Both Evans and Hussain registered their trips to Azerbaijan with the House of Lords registrar.
The UK Foreign Office, while welcoming some measures including the creation of a committee to consider election complaints, released a statement in February expressing concern over Azerbaijan’s recent presidential election, which was not observed by any peers, saying it had taken place in a restrictive environment lacking genuine political alternatives.
In a statement, the country’s embassy in London said the UK and Azerbaijan “enjoy a strong, multifaceted partnership that benefits both countries immensely” and it welcomed travel by parliamentarians “to see the situation on the ground with their own eyes”.
It accused the OCCRP of accepting funding from foreign governments pursuing political agendas. The OCCRP is a nonprofit funded by grants from governments, including the US, and private foundations.
Cop29 endorsements
For Gözel – an “entrepreneur, philanthropist, and president of the Qarabag football club”, according to the Tahir Gözel Initiative for Development (TGID), a non-profit he founded – the Cop29 summit offered an opportunity to promote Azerbaijan on the world stage.
It was at the Gözel non-profit’s expense that Mott and McNicol travelled to Azerbaijan to speak at a university and “meet with Cop29 officials and other national organisations”, according to their entries in the register of interests. Both peers declined to comment.

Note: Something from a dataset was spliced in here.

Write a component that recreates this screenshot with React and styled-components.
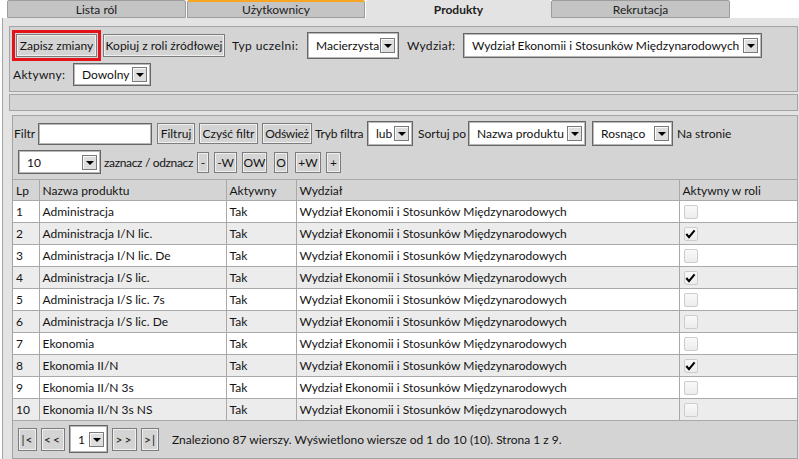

Fatima Mammadova, TGID’s chief operating officer, said Azerbaijan’s hosting of Cop29 imposed “an obligation upon all individual and corporate Azerbaijani citizens … to actively support climate resilience by encouraging the local and international community to hold itself accountable for the environmental agreements discussed and ratified during Cop29 and previous conferences”, and that TGID had invited “select UK parliamentarians” to support “resilience-building initiatives by connecting Azerbaijan’s youth with leading figures”.